Reviewed by Dennis Schwartz

This is a story about two sleazy drug addicted couples: the criminal pros are represented by the middle-aged Mel (James Woods) and his warm-hearted girlfriend Sid (Melanie Griffith). There’s also the younger couple, being broken into the big time crime game, the teenagers Bobbie (Vincent Kartheiser) and Rosie (Natasha Wagner). Yes. She is the daughter of Natalie Wood. These are not pleasant characters; they are sad and funny in a pathetic sort of way. Therefore what happens to them is not a primary concern of ours, except we might hope that there is a chance that the youngsters can be saved from their messed up start to life.

Violence will become the norm, from the film’s gory opening till the end of their little escapade into the world of drug trafficking and heists.

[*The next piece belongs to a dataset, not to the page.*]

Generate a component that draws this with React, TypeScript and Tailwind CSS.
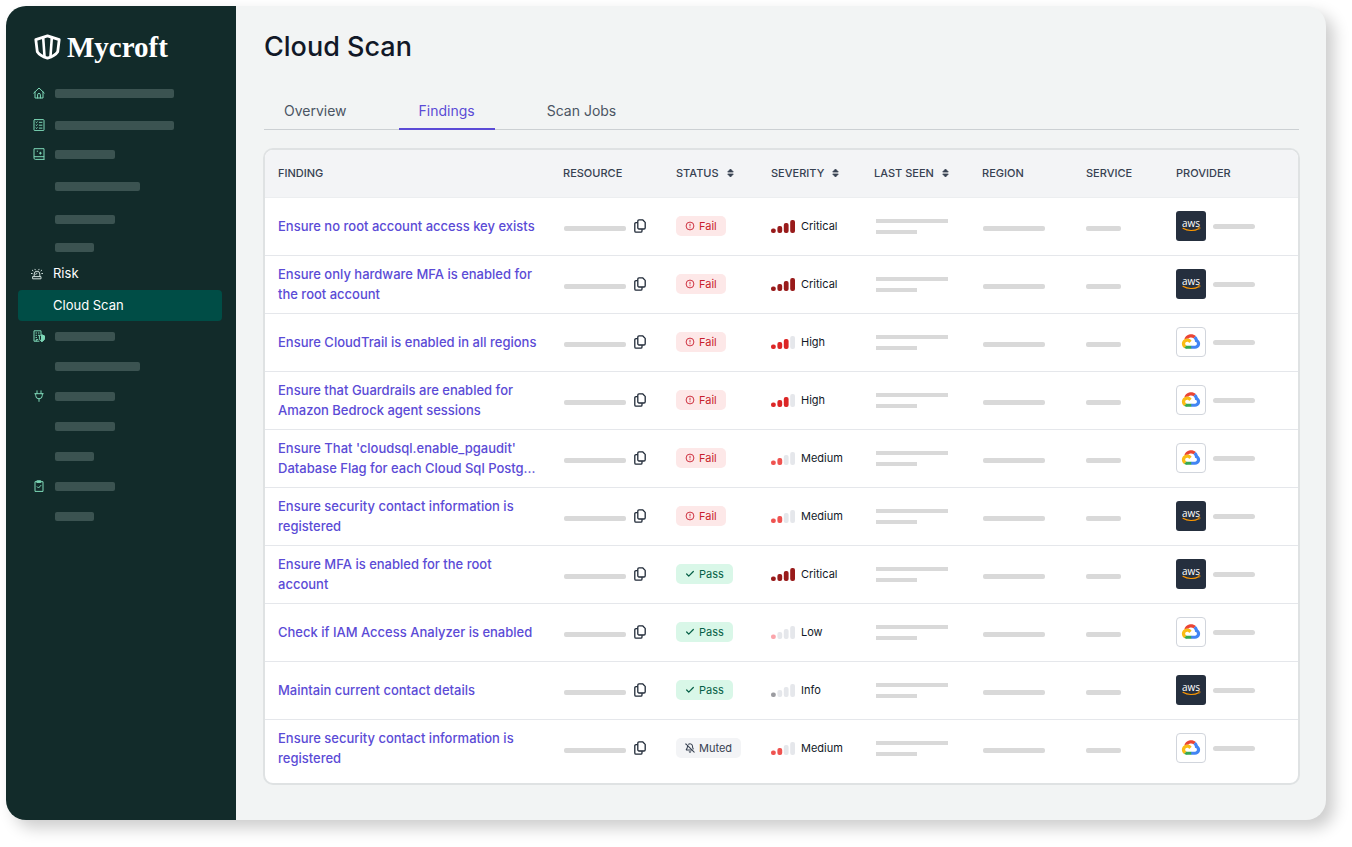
import type { ReactNode } from "react"
import { Check, BellOff } from "lucide-react"

type Status = "Fail" | "Pass" | "Muted"
type Severity = "Critical" | "High" | "Medium" | "Low" | "Info"
type Provider = "aws" | "gcp"

interface Finding {
  id: number
  title: string
  status: Status
  severity: Severity
  provider: Provider
}

const findings: Finding[] = [
  { id: 1, title: "Ensure no root account access key exists", status: "Fail", severity: "Critical", provider: "aws" },
  { id: 2, title: "Ensure only hardware MFA is enabled for the root account", status: "Fail", severity: "Critical", provider: "aws" },
  { id: 3, title: "Ensure CloudTrail is enabled in all regions", status: "Fail", severity: "High", provider: "gcp" },
  { id: 4, title: "Ensure that Guardrails are enabled for Amazon Bedrock agent sessions", status: "Fail", severity: "High", provider: "gcp" },
  { id: 5, title: "Ensure That 'cloudsql.enable_pgaudit' Database Flag for each Cloud Sql Postg...", status: "Fail", severity: "Medium", provider: "gcp" },
  { id: 6, title: "Ensure security contact information is registered", status: "Fail", severity: "Medium", provider: "aws" },
  { id: 7, title: "Ensure MFA is enabled for the root account", status: "Pass", severity: "Critical", provider: "aws" },
  { id: 8, title: "Check if IAM Access Analyzer is enabled", status: "Pass", severity: "Low", provider: "gcp" },
  { id: 9, title: "Maintain current contact details", status: "Pass", severity: "Info", provider: "aws" },
  { id: 10, title: "Ensure security contact information is registered", status: "Muted", severity: "Medium", provider: "gcp" },
]

const columns = [
  { label: "FINDING", width: "w-[285px]", sortable: false },
  { label: "RESOURCE", width: "w-[113px]", sortable: false },
  { label: "STATUS", width: "w-[95px]", sortable: true },
  { label: "SEVERITY", width: "w-[103px]", sortable: true },
  { label: "LAST SEEN", width: "w-[108px]", sortable: true },
  { label: "REGION", width: "w-[104px]", sortable: false },
  { label: "SERVICE", width: "w-[90px]", sortable: false },
  { label: "PROVIDER", width: "w-[135px]", sortable: false },
]

const severityStyles: Record<Severity, { filled: number; color: string }> = {
  Critical: { filled: 4, color: "fill-[#991b1b]" },
  High: { filled: 3, color: "fill-[#dc2626]" },
  Medium: { filled: 2, color: "fill-[#ef5350]" },
  Low: { filled: 1, color: "fill-[#fba5ab]" },
  Info: { filled: 1, color: "fill-[#9b9ba0]" },
}

const signalBars = [
  { x: 0, height: 4.6 },
  { x: 6.4, height: 7 },
  { x: 12.8, height: 10 },
  { x: 19.2, height: 13 },
]

function LineIcon({ children }: { children: ReactNode }) {
  return (
    <svg width="12" height="12" viewBox="0 0 12 12" fill="none" stroke="currentColor" strokeLinecap="round" strokeLinejoin="round" aria-hidden="true">
      {children}
    </svg>
  )
}

const HomeIcon = () => (
  <LineIcon>
    <path d="M.8 6 6 1l5.200 5M2 5v6h8V5M4.600 11V7.800a1.400 1.400 0 0 1 2.800 0V11" />
  </LineIcon>
)

const ListIcon = () => (
  <LineIcon>
    <rect x="1" y=".6" width="10" height="11" rx=".8" />
    <path d="m3 3.200.500.500.700-.900M6.300 3.300H9M3 6.100l.500.500.700-.900M6.300 6.200H9M3 9l.500.500.700-.900M6.300 9.100H9" />
  </LineIcon>
)

const BookIcon = () => (
  <LineIcon>
    <path d="M11 8.600V.7H1v9.400c0 .8.500 1.300 1.300 1.300H11M1.400 8.700H11v2.600" />
    <path d="M4.200 3.200h.4M7.400 4.200v2M6.500 5.200h1.800" />
  </LineIcon>
)

const SirenIcon = () => (
  <LineIcon>
    <path d="M3.200 8.500V6a2.800 2.800 0 0 1 5.600 0v2.500M2 8.600h8v2.200H2zM6 5.200c-.8 0-1.200.5-1.200 1.300M.4 5.500h.8M10.800 5.500h.8M1.300 2.200l.7.600M10.700 2.200l-.7.600M4 1.300l.2.500M8 1.300l-.2.500" />
  </LineIcon>
)

const BuildingShieldIcon = () => (
  <LineIcon>
    <path d="M8 4V.8H1v10.400h5M3 3h.6M5.400 3H6M3 5.300h.6M5.400 5.300H6M3 7.600h.6M3.200 11V9.600h1.600" />
    <path d="m8.900 5 2.500.9v2.300c0 1.500-1 2.500-2.500 3.200-1.500-.7-2.500-1.700-2.500-3.200V5.900z" />
    <path d="m8.900 5 2.500.9v2.300c0 1.500-1 2.500-2.500 3.200z" fill="currentColor" />
  </LineIcon>
)

const PlugIcon = () => (
  <LineIcon>
    <path d="M4 .8v2.700M8 .8v2.700M1.800 3.700h8.400M2.700 3.800v1.700a3.300 3.300 0 0 0 6.600 0V3.800M6 9v2.400" />
  </LineIcon>
)

const ClipboardIcon = () => (
  <LineIcon>
    <path d="M4 1.700H2v9.700h8V1.700H8" />
    <path d="M4.200.8h3.600v1.600H4.200z" fill="currentColor" />
    <path d="m4.200 6.700 1.300 1.300 2.400-2.600" />
  </LineIcon>
)

const navTop = [
  { height: "h-8", width: "w-[119px]", icon: <HomeIcon /> },
  { height: "h-8", width: "w-[119px]", icon: <ListIcon /> },
  { height: "h-[26px]", width: "w-[60px]", icon: <BookIcon /> },
  { height: "h-[38px]", width: "w-[85px]", icon: null },
  { height: "h-7", width: "w-[60px]", icon: null },
  { height: "h-7", width: "w-[39px]", icon: null },
]

const navBottom = [
  { height: "h-[30px]", width: "w-[60px]", icon: <BuildingShieldIcon /> },
  { height: "h-[30px]", width: "w-[85px]", icon: null },
  { height: "h-[30px]", width: "w-[60px]", icon: <PlugIcon /> },
  { height: "h-[30px]", width: "w-[60px]", icon: null },
  { height: "h-[30px]", width: "w-[39px]", icon: null },
  { height: "h-[30px]", width: "w-[60px]", icon: <ClipboardIcon /> },
  { height: "h-[30px]", width: "w-[39px]", icon: null },
]

function NavPlaceholder({ height, width, icon }: { height: string; width: string; icon: ReactNode }) {
  return (
    <li className={`flex items-center pl-[15px] ${height}`}>
      <span className="w-[22px] text-[#7ed9b8]">{icon}</span>
      <span className={`h-[9px] rounded-xs bg-[#3b5351] ${width}`} />
    </li>
  )
}

function Sidebar() {
  return (
    <aside className="w-[230px] shrink-0 bg-[#122b2a] pt-[23px] pr-[14px] pl-3 text-[13px] text-white">
      <a href="#" className="flex h-9 items-center gap-1.5 pl-4">
        <svg width="27" height="26" viewBox="0 0 27 26" fill="none" stroke="white" strokeLinejoin="round" aria-hidden="true">
          <path d="M13.500 1.800 25.200 5.600l-1.500 12.200c-2 3.200-6.200 5.200-10.200 6.400-4-1.200-8.200-3.200-10.200-6.400L1.800 5.600z" strokeWidth="2.800" />
          <path d="m9.200 4 1.400 19.500M17.800 4l-1.400 19.500" strokeWidth="2.600" />
        </svg>
        <span className="font-['Liberation_Serif',serif] text-[29px] leading-9 font-bold">Mycroft</span>
      </a>
      <nav className="pt-3">
        <ul>
          {navTop.map((item, i) => (
            <NavPlaceholder key={i} {...item} />
          ))}
          <li>
            <a href="#" className="flex h-[26px] items-center pl-[13px]">
              <span className="w-[22px] text-[#cfdedb]">
                <SirenIcon />
              </span>
              Risk
            </a>
          </li>
          <li className="pt-[3px]">
            <a href="#" aria-current="page" className="flex h-[31px] items-center rounded-sm bg-[#004d46] pl-[35px]">
              Cloud Scan
            </a>
          </li>
          {navBottom.map((item, i) => (
            <NavPlaceholder key={i} {...item} />
          ))}
        </ul>
      </nav>
    </aside>
  )
}

function SortIcon() {
  return (
    <svg width="7" height="10" viewBox="0 0 7 10" fill="currentColor" stroke="currentColor" strokeLinejoin="round" strokeWidth=".8" aria-hidden="true">
      <path d="M3.500 1 6.300 4H.7zM3.500 9 .7 6h5.600z" />
    </svg>
  )
}

function CopyIcon() {
  return (
    <svg width="12" height="14" viewBox="0 0 12 14" fill="none" stroke="currentColor" strokeWidth="1.300" strokeLinejoin="round" aria-hidden="true">
      <path d="M5 .8h3.600l2.600 2.600v5.400c0 .7-.5 1.200-1.200 1.200H5c-.7 0-1.200-.5-1.200-1.200V2C3.800 1.300 4.300.8 5 .8z" />
      <path d="M3.600 3.600H2c-.7 0-1.200.5-1.200 1.200v7.200c0 .7.500 1.200 1.200 1.200h4.800c.7 0 1.200-.5 1.200-1.200v-1.800" />
    </svg>
  )
}

function StatusBadge({ status }: { status: Status }) {
  if (status === "Pass") {
    return (
      <span className="inline-flex h-5 items-center gap-1 rounded-[5px] bg-[#d9f7e8] px-[9px] text-[#065f46]">
        <Check size={10} strokeWidth={3} />
        Pass
      </span>
    )
  }
  if (status === "Muted") {
    return (
      <span className="inline-flex h-5 items-center gap-1 rounded-[5px] bg-[#f3f4f6] px-[9px] text-[#374151]">
        <BellOff size={10} strokeWidth={2.5} />
        Muted
      </span>
    )
  }
  return (
    <span className="inline-flex h-5 items-center gap-1 rounded-[5px] bg-[#fde8e8] px-[9px] text-[#c81e2e]">
      <svg width="10" height="10" viewBox="0 0 10 10" fill="none" stroke="currentColor" strokeWidth=".9" aria-hidden="true">
        <circle cx="5" cy="5" r="3.900" />
        <path d="M5 2.800v2.600M5 6.300v.9" />
      </svg>
      Fail
    </span>
  )
}

function SeverityLevel({ severity }: { severity: Severity }) {
  const { filled, color } = severityStyles[severity]
  return (
    <div className="flex items-center gap-[5px]">
      <svg width="25" height="13" viewBox="0 0 25 13" aria-hidden="true">
        {signalBars.map((bar, i) => (
          <rect
            key={bar.x}
            x={bar.x}
            y={13 - bar.height}
            width="4.8"
            height={bar.height}
            rx="2"
            className={i < filled ? color : "fill-[#e5e7eb]"}
          />
        ))}
      </svg>
      {severity}
    </div>
  )
}

function ProviderLogo({ provider }: { provider: Provider }) {
  if (provider === "aws") {
    return (
      <svg width="30" height="30" viewBox="0 0 30 30" role="img" aria-label="AWS">
        <rect width="30" height="30" rx="3" fill="#252f3e" />
        <text x="15" y="15.500" textAnchor="middle" fill="white" fontSize="10" fontWeight="500" fontFamily="'Open Sans', sans-serif">
          aws
        </text>
        <path d="M7 17.300c4.600 2.800 11.300 3 15.600.4" fill="none" stroke="#f90" strokeWidth="1.100" strokeLinecap="round" />
        <path d="M21.800 16.500c1-.2 2-.3 2.200 0s-.1 1.200-.8 2" fill="none" stroke="#f90" strokeWidth=".8" />
      </svg>
    )
  }
  return (
    <span className="flex size-[30px] items-center justify-center rounded-sm border border-gray-300 bg-white">
      <svg width="20" height="20" viewBox="0 0 128 128" role="img" aria-label="Google Cloud">
        <path fill="#ea4535" d="M80.6 40.3h.4l-.2-.2 14-14v-.3c-11.8-10.4-28.1-14-43.2-9.500C36.500 20.800 24.900 32.800 20.700 48c.2-.1.5-.2.8-.2 5.200-3.400 11.400-5.400 17.900-5.400 2.200 0 4.300.2 6.400.6.1-.1.2-.1.3-.1 9-9.900 24.200-11.100 34.600-2.600h-.1z" />
        <path fill="#4285f4" d="M108.1 47.800c-2.300-8.500-7.100-16.200-13.800-22.100L80 39.900c6 4.900 9.500 12.300 9.300 20v2.500c16.900 0 16.900 25.200 0 25.200H63.900v20h-.1l.1.200h25.400c14.600.1 27.500-9.300 31.800-23.100 4.300-13.800-1-28.800-13-36.900z" />
        <path fill="#36a852" d="M39 107.900h26.300V87.700H39c-1.900 0-3.700-.4-5.400-1.100l-15.200 14.600v.2c6 4.300 13.200 6.600 20.700 6.600z" />
        <path fill="#f9bc15" d="M40.200 41.900c-14.900.1-28.100 9.300-32.900 22.800-4.800 13.600 0 28.500 11.800 37.300l15.600-14.900c-8.600-3.700-10.600-14.500-4-20.800 6.600-6.400 17.800-4.400 21.700 3.800L68 55.200C61.400 46.900 51.100 42 40.200 42.100z" />
      </svg>
    </span>
  )
}

function FindingRow({ finding, last }: { finding: Finding; last: boolean }) {
  return (
    <tr className={`h-[58px] ${last ? "" : "border-b border-gray-200"}`}>
      <td className="pr-[10px] pl-[13px]">
        <a href="#" className="block text-[13px] leading-5 font-medium text-[#5b4bd6]">
          {finding.title}
        </a>
      </td>
      <td className="pl-[14px]">
        <div className="flex items-center gap-2">
          <span className="pt-1">
            <span className="block h-[5px] w-[62px] rounded-xs bg-[#d9d9d9]" />
          </span>
          <button type="button" aria-label="Copy resource" className="text-[#1f2937]">
            <CopyIcon />
          </button>
        </div>
      </td>
      <td className="pl-[13px]">
        <StatusBadge status={finding.status} />
      </td>
      <td className="pl-[13px]">
        <SeverityLevel severity={finding.severity} />
      </td>
      <td className="pl-[15px]">
        <div className="flex flex-col gap-[7px]">
          <span className="h-1 w-[72px] bg-[#d9d9d9]" />
          <span className="h-1 w-[41px] bg-[#d9d9d9]" />
        </div>
      </td>
      <td className="pt-1 pl-[14px]">
        <span className="block h-[5px] w-[62px] rounded-xs bg-[#d9d9d9]" />
      </td>
      <td className="pt-1 pl-[13px]">
        <span className="block h-[5px] w-[35px] rounded-xs bg-[#d9d9d9]" />
      </td>
      <td className="pl-[13px]">
        <div className="flex items-center gap-[7px]">
          <ProviderLogo provider={finding.provider} />
          <span className="h-[5px] w-[42px] rounded-full bg-[#d9d9d9]" />
        </div>
      </td>
    </tr>
  )
}

export default function App() {
  return (
    <div className="bg-white pt-1.5 pr-[26px] pb-[27px] pl-1.5 font-['Inter',sans-serif]">
      <div className="flex overflow-hidden rounded-[20px] bg-[#f2f4f4] shadow-[8px_8px_16px_rgba(0,0,0,0.2)]">
        <Sidebar />

        <main className="min-w-0 flex-1 pt-[25px] pr-[26px] pb-[35px] pl-[27px]">
          <div className="px-px">
            <h1 className="text-[27px] leading-8 font-medium text-[#111827]">Cloud Scan</h1>

            {/* Tabs */}
            <div role="tablist" className="mt-[31px] flex h-9 gap-8 border-b border-[#ccd0d3] text-sm text-[#4b5563]">
              <button type="button" role="tab" aria-selected="false" className="-mb-px border-b-2 border-transparent px-5">
                Overview
              </button>
              <button type="button" role="tab" aria-selected="true" className="-mb-px border-b-2 border-[#5b4bd6] px-5 text-[#5b4bd6]">
                Findings
              </button>
              <button type="button" role="tab" aria-selected="false" className="-mb-px border-b-2 border-transparent px-5">
                Scan Jobs
              </button>
            </div>
          </div>

          {/* Findings table */}
          <div className="mt-[18px] overflow-hidden rounded-[10px] border-2 border-[#dfe2e3] bg-white pb-[6px]">
            <table className="w-full table-fixed border-collapse text-left text-[11px] text-[#111827]">
              <thead>
                <tr className="h-[47px] border-b border-[#eceef0] bg-[#f3f4f6] text-[#374151]">
                  {columns.map((column) => (
                    <th key={column.label} scope="col" className={`pl-[13px] font-medium ${column.width}`}>
                      {column.sortable ? (
                        <button type="button" className="flex items-center gap-2">
                          {column.label}
                          <SortIcon />
                        </button>
                      ) : (
                        column.label
                      )}
                    </th>
                  ))}
                </tr>
              </thead>
              <tbody>
                {findings.map((finding, i) => (
                  <FindingRow key={finding.id} finding={finding} last={i === findings.length - 1} />
                ))}
              </tbody>
            </table>
          </div>
        </main>
      </div>
    </div>
  )
}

This romp down this tawdry road fits the acting style of James Woods to a tee, it seems as if he was born to play these over-the-top roles. This film is glued to its brutally violent story line. It is directed by someone who relishes sleaze, like some have pangs for Twinkies. You should therefore have a pretty good idea where this road movie is going to take you (Clark’s previous movie was in the same gritty cinema verite style, “Kids”). It is even suggested by Sid in her more comic than gangster’s voice as she plays with the younger couple, that we are in for a Bonnie and Clyde thing; and, she was right, to a certain extent. This is the ’90s version of that infamous couple’s story, just needing a bit more violence and some drugs to tell its tale.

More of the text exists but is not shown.